Compulsory acquisition

Some authorities, usually government agencies, can acquire Crown land compulsorily. Most land acquired this way supports the development of public infrastructure such as schools, roads, hospitals and parks.

NSW acquiring authorities

The NSW Land Acquisition (Just Terms Compensation) Act 1991 (Just Terms Act) gives empowered authorities a process to acquire any interest (legal right) in land for a public purpose. Entities that are authorised by legislation to acquire Crown land compulsorily can use the Just Terms Act. These entities are:

  • statutory bodies representing the Crown
  • councils or joint organisations that come under the Local Government Act 1993
  • any other authority the government permits to compulsorily acquire land.

The department is responsible for the state’s interest in land administered under the Crown Land Management Act 2016. It represents the registered owner’s interest in Crown land that is subject to a compulsory acquisition.

The acquisition process

When Crown land is needed for a specific public purpose, authorities notify the department that they plan to compulsorily acquire any interest in land as defined by the Crown Land Management Act 2016. This can include any Crown reserves, travelling stock reserves, Crown roads and unidentified Crown land, waterways, substratum and stratum lots, easements and commercial leases.

There may be many parties with interests in Crown land other than the registered owner. The Just Terms Act requires the acquiring authority to be satisfied that it has identified all interests in the land.

Before acquiring land, the authority must consider the rights and interests of Aboriginal people and communities. Compulsory acquisition cannot go ahead where there is an undetermined Aboriginal claim over the land. Native title applies to all Crown land unless the Federal Court has made a native title determination.

After receiving notice of a compulsory acquisition, the department’s Crown Lands branch follows the review process described in the Acquisition of Crown land Guidelines (PDF, 574.06 KB).

The market value of the land determines the compensation the State of NSW receives for the registered owner’s interest in land that is acquired compulsorily. This is set either by agreement between the department and the authority, or determined by the Office of the Valuer General. A registered valuer sets the market value.

Other parties with an interest in the land may claim compensation.

If the authority acquiring the land wants to access or build on the land while it is held in the Crown estate, the authority should contact the relevant Crown Lands regional services   office on 1300 886 235 to discuss available options.

For more information about compulsory acquisition of Crown land, visit the Frequently asked questions page of the website.

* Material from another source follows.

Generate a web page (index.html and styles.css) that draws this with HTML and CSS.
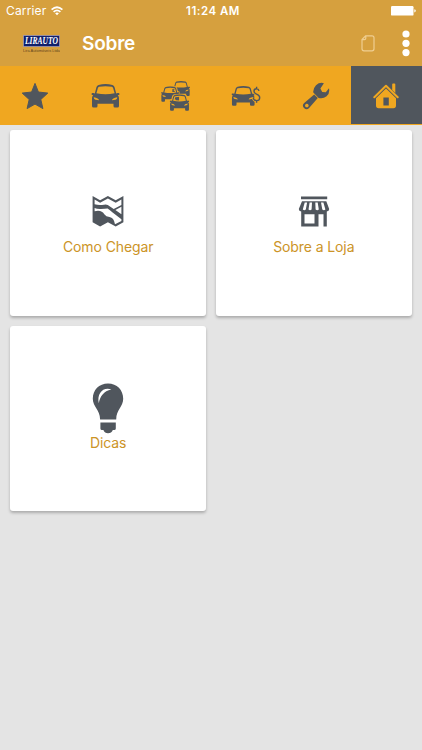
FILE: index.html
```html
<!DOCTYPE html>
<html lang="pt-BR">
<head>
<meta charset="utf-8">
<title>Sobre</title>
<link rel="stylesheet" href="styles.css">
</head>
<body>
<header class="header">
  <div class="status">
    <div class="carrier"><span class="carrier-name">Carrier</span>
      <svg class="wifi" width="12" height="10" viewBox="0 0 12 10" fill="none" stroke="#fff" stroke-width="1.7"><path d="M.6 3.7Q6-1.2 11.4 3.7M2.6 5.9Q6 2.8 9.4 5.9"/><path d="M4.1 7.3Q6 5.6 7.9 7.3L6 9.3z" fill="#fff" stroke="none"/></svg>
    </div>
    <span class="clock">11:24 AM</span>
    <div class="battery-wrap"><svg width="25" height="10" viewBox="0 0 25 10" fill="#fff"><rect width="22.5" height="9.6" rx="1.2"/><path d="M23.3 3.2q1.5.3 1.5 1.6t-1.5 1.6z"/></svg></div>
  </div>
  <div class="toolbar">
    <div class="logo"><svg class="logo-name" width="37" height="12" viewBox="0 0 37 12"><rect x=".4" y=".4" width="36.2" height="11.2" fill="#10206c" stroke="#a39bb0" stroke-width=".8"/><text x="2" y="9.3" textLength="33" lengthAdjust="spacingAndGlyphs">LIRAUTO</text></svg>
      <svg class="logo-sub" width="37" height="5" viewBox="0 0 37 5"><text x="0" y="4" textLength="37" lengthAdjust="spacingAndGlyphs">Lira Automóveis Ltda</text></svg>
    </div>
    <h1 class="title">Sobre</h1>
    <svg class="doc" width="14" height="17" viewBox="0 0 14 17" fill="none" stroke="#efce91" stroke-width="1.2"><path d="M4.6.8H11q2 0 2 2v11q0 2-2 2H3q-2 0-2-2V4.6zM4.8 1v2.2q0 1.4-1.4 1.4H1.2"/></svg>
    <svg class="dots" width="8" height="28" viewBox="0 0 8 28" fill="#fff"><circle cx="4" cy="4" r="3.6"/><circle cx="4" cy="13.3" r="3.6"/><circle cx="4" cy="22.6" r="3.6"/></svg>
  </div>
</header>

<svg class="defs" width="0" height="0">
  <symbol id="car" viewBox="0 0 28 24">
    <path fill-rule="evenodd" d="M7.1.9Q14-.7 20.9.9Q22.4 1.4 23 3L24.7 9.4Q25.2 8.8 27.2 9.1Q28.4 9.6 27.8 10.7L26.3 11.3Q27.5 12.4 27.5 14V22Q27.5 23.5 26 23.5H23.4Q22 23.5 22 22V19.8H6V22Q6 23.5 4.6 23.5H2Q.5 23.5.5 22V14Q.5 12.4 1.7 11.3L.2 10.7Q-.4 9.6.8 9.1Q2.8 8.8 3.3 9.4L5 3Q5.6 1.4 7.1.9zM7.6 2.8Q6.7 3 6.4 4L4.9 9.3Q14 11.2 23.1 9.3L21.6 4Q21.3 3 20.4 2.8Q14 1.5 7.6 2.8zM2.3 13.2Q2.2 15.5 4 15.7L7.5 16.2Q7.3 14.2 2.3 13.2zM25.7 13.2Q20.7 14.2 20.5 16.2L24 15.7Q25.8 15.5 25.7 13.2z"/>
  </symbol>
</svg>

<nav class="tabs">
  <a class="tab"><svg width="28" height="28" viewBox="0 0 28 28"><path d="M14 1.4L17.4 10L26.8 11.1L19.8 17.5L21.9 26.6L14 22.1L6.1 26.6L8.2 17.5L1.2 11.1L10.6 10z" stroke="#50565d" stroke-linejoin="round"/></svg></a>
  <a class="tab"><svg width="29" height="24"><use href="#car" width="29" height="24"/></svg></a>
  <a class="tab"><svg width="30" height="32" viewBox="0 0 30 32">
    <use href="#car" x="12" y="1" width="18" height="15.4"/>
    <g class="halo"><use href="#car" x="1" y="6.3" width="18.5" height="15.8"/></g>
    <use href="#car" x="1" y="6.3" width="18.5" height="15.8"/>
    <g class="halo"><use href="#car" x="9.7" y="14.3" width="19.6" height="16.8"/></g>
    <use href="#car" x="9.7" y="14.3" width="19.6" height="16.8"/>
  </svg></a>
  <a class="tab"><svg width="30" height="24" viewBox="0 0 30 24"><use href="#car" x=".5" y="1.9" width="23.5" height="20.2"/><path class="halo-line" d="M28 6.4Q27.5 4.5 25.5 4.5Q23 4.6 23 7Q23 9.2 25.5 10Q28.7 11 28.7 13.7Q28.6 16.6 25.7 16.6Q22.7 16.5 22.3 13.8"/><path d="M28 6.8Q27.5 4.8 25.5 4.8Q23 4.8 23 7.2Q23 9.3 25.5 10.1Q28.7 11.1 28.7 13.7Q28.6 16.6 25.7 16.6Q22.7 16.5 22.3 13.8M25.6 2.7V5M25.6 16.4V18.8" fill="none" stroke="#50565d" stroke-width="1.4"/></svg></a>
  <a class="tab"><svg width="28" height="28" viewBox="0 0 28 28"><path fill-rule="evenodd" d="M21.9 1.2L18.4 6.6L20.2 10L23.8 10.2L27 6.2Q28.1 11 24.6 14.2Q20.9 17.3 16.6 15.9L15.7 15L11.3 10.6Q10.8 6.6 14 3.2Q17.6 0 21.9 1.2zM12.2 12.4L15.8 16L7.1 25.9Q4.7 28.4 2 26Q-.4 23.2 2.2 20.9zM4.8 21.7a1.8 1.8 0 1 0 .1 0z"/></svg></a>
  <a class="tab active"><svg width="26" height="26" viewBox="0 0 26 26"><path d="M1.3 14.2L13 2.7L24.7 14.2" fill="none" stroke="#f0a720" stroke-width="2" stroke-linecap="round" stroke-linejoin="round"/><path fill-rule="evenodd" d="M19.2 1.3Q19.2.6 20 .6H21.5Q22.3.6 22.3 1.3V10L19.2 7zM13 5.4L23 15.2V22.5Q23 25.2 20.4 25.2H5.6Q3 25.2 3 22.5V15.2zM10.4 14.6V22.6H15.8V14.6z"/></svg></a>
</nav>

<main class="grid">
  <a class="card">
    <svg width="32" height="31" viewBox="0 0 32 31"><path d="M.6 0L8.1 4.3L15.9.1L23.7 4.3L31.4 0V26.2L23.7 30.6L15.9 26.2L8.1 30.6L.6 26.2z"/><path fill="#fff" d="M2.6 3.4L8.1 6.7L15.9 2.4L23.7 6.7L29.4 3.4V9L21.7 13L17.6 10.2Q15.5 8 12 8.7Q7 9.7 2.6 8.3zM29.4 10.7V18.3L23.4 13.9zM2.6 12Q5 13.2 9 13Q13 12.8 15.6 12.4Q18 13.8 20.3 16.2L29.4 23.3V25L23 28.2Q21.8 21.4 17.5 20.9Q14 20.9 12.3 18.3Q10.5 15 6 14.8L2.6 15.3z"/></svg>
    <span class="label">Como Chegar</span>
  </a>
  <a class="card">
    <svg width="32" height="31" viewBox="0 0 32 31"><path fill-rule="evenodd" d="M3 .4H29.2V3.2H3zM4 5.3H28.3L31.2 13Q31.2 15.4 28.8 15.4V30.4H25.5V18.2H20.5V30.4H3.2V15.4Q.8 15.4.8 13zM6.5 18.2V27.4H16.5V18.2z"/><path fill="#fff" d="M6.7 6.6H9.1L7.8 13.6Q6.3 14.8 4.8 13.6zM11.6 6.6H14L13.6 13.6Q12 14.8 10.5 13.6zM17.3 6.6H19.7L20.8 13.6Q19.3 14.8 17.6 13.6zM23 6.6H25.4L27.4 13.6Q26 14.8 24.3 13.6z"/></svg>
    <span class="label">Sobre a Loja</span>
  </a>
  <a class="card">
    <svg class="bulb" width="32" height="51" viewBox="0 0 32 51"><path fill-rule="evenodd" d="M16 .5C25 .5 31.2 7 31.2 15.8C31.2 24 24.2 26.6 24.2 36.4H8.1C8.1 26.6.8 24 .8 15.8C.8 7 7 .5 16 .5zM19.4 6.4C11 3.5 4.7 10.5 6.8 20.2C8 13.2 11.6 8 19.4 6.4zM8.4 39.6H23.8V45.4Q23.8 46.9 22.2 46.9H20.8Q19.5 50.2 16 50.2Q12.7 50.2 11.4 46.9H10Q8.4 46.9 8.4 45.4z"/></svg>
    <span class="label">Dicas</span>
  </a>
</main>
</body>
</html>
```
FILE: styles.css
```css
* { box-sizing: border-box; }

body {
  margin: 0;
  min-height: 750px;
  background: #e4e4e4;
  font-family: Inter, "Liberation Sans", sans-serif;
}

svg { display: block; flex: none; }
.defs { position: absolute; }

.header {
  height: 66px;
  background: #d6a03e;
  color: #fff;
}

.status {
  display: grid;
  grid-template-columns: 1fr auto 1fr;
  align-items: center;
  height: 21px;
  padding: 1px 6px 0;
  font-size: 12px;
  line-height: 20px;
}

.carrier { display: flex; align-items: center; gap: 5px; }
.carrier-name { letter-spacing: 0.15px; }
.clock { font-size: 11.5px; font-weight: 600; letter-spacing: 0.5px; padding-left: 4px; }
.battery-wrap { display: flex; justify-content: flex-end; }

.toolbar {
  display: flex;
  align-items: center;
  height: 45px;
  padding: 0 12px 0 23px;
}

.logo { width: 37px; margin-right: 22px; padding-top: 1px; }

.logo-name {
  font: italic bold 9.5px "Liberation Serif", serif;
  fill: #fff;
}

.logo-sub {
  margin-top: 1px;
  font: 4px "Liberation Sans", sans-serif;
  fill: #65451c;
}

.title {
  margin: 0;
  font-size: 19px;
  font-weight: 600;
  line-height: 24px;
  letter-spacing: -0.2px;
}

.doc { margin-left: auto; margin-right: 27px; }

.tabs {
  display: grid;
  grid-template-columns: repeat(5, 70.2px) 1fr;
  height: 59px;
  padding-bottom: 1px;
  background: #f0a720;
}

.tab {
  display: flex;
  align-items: center;
  justify-content: center;
  padding-top: 2px;
  fill: #50565d;
}

.active { background: #50565d; fill: #f0a720; }
.halo { fill: #f0a720; stroke: #f0a720; stroke-width: 3px; }
.halo-line { fill: none; stroke: #f0a720; stroke-width: 3px; }

.grid {
  display: grid;
  grid-template-columns: 1fr 1fr;
  grid-auto-rows: 185.6px;
  gap: 10px;
  padding: 5px 10.4px;
}

.card {
  display: flex;
  flex-direction: column;
  align-items: center;
  padding-top: 66px;
  background: #fff;
  border-radius: 3px;
  box-shadow: 0 2px 3px rgba(0, 0, 0, 0.25);
  fill: #50565d;
}

.label {
  margin-top: 10px;
  color: #cc9427;
  font-size: 14px;
  line-height: 20px;
  letter-spacing: -0.1px;
}

.bulb { margin-top: -9px; }
.bulb + .label { margin-top: -1px; }
```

Notifying us of a proposed acquisition

To notify the department of a proposed compulsory acquisition, please use the online notification form. We recommend you get the following information and supporting documents ready before starting the notification form:

  • a description of the proposed acquisition that is detailed enough to understand its full extent and likely effects
  • a detailed site plan, diagram or survey showing the location of the proposed acquisition
  • an Agent’s Authority to Act (if applicable)
  • results of a recent search by Office of the Registrar, Aboriginal Land Rights Act 1983 showing that the proposed acquisition is not affected by an undetermined Aboriginal Land Claim (ALC) OR
  • evidence from the lodging Aboriginal Land Council of agreement with the proposed acquisition and withdrawal of any Aboriginal land claim impacting the site/s of the proposed acquisition
  • a geospatial search report from the National Native Title Tribunal to identify registered native title interests, or in the absence of a registered interest, a statement from the authority as to how it will satisfy the relevant provisions of the Native Title Act 1993
  • an ownership status report from an information broker or the Crown Lands Status Branch identifying the land as Crown land
  • for land that is a travelling stock reserve, a letter of agreement from the relevant Local Land Services office
  • for land identified as a Crown reserve under management, a letter of agreement from the relevant Crown land manager.

Acquisitions under Commonwealth legislation

Authorities empowered by federal legislation to acquire land compulsorily should contact the department’s Crown Lands Acquisition team to discuss the relevant process.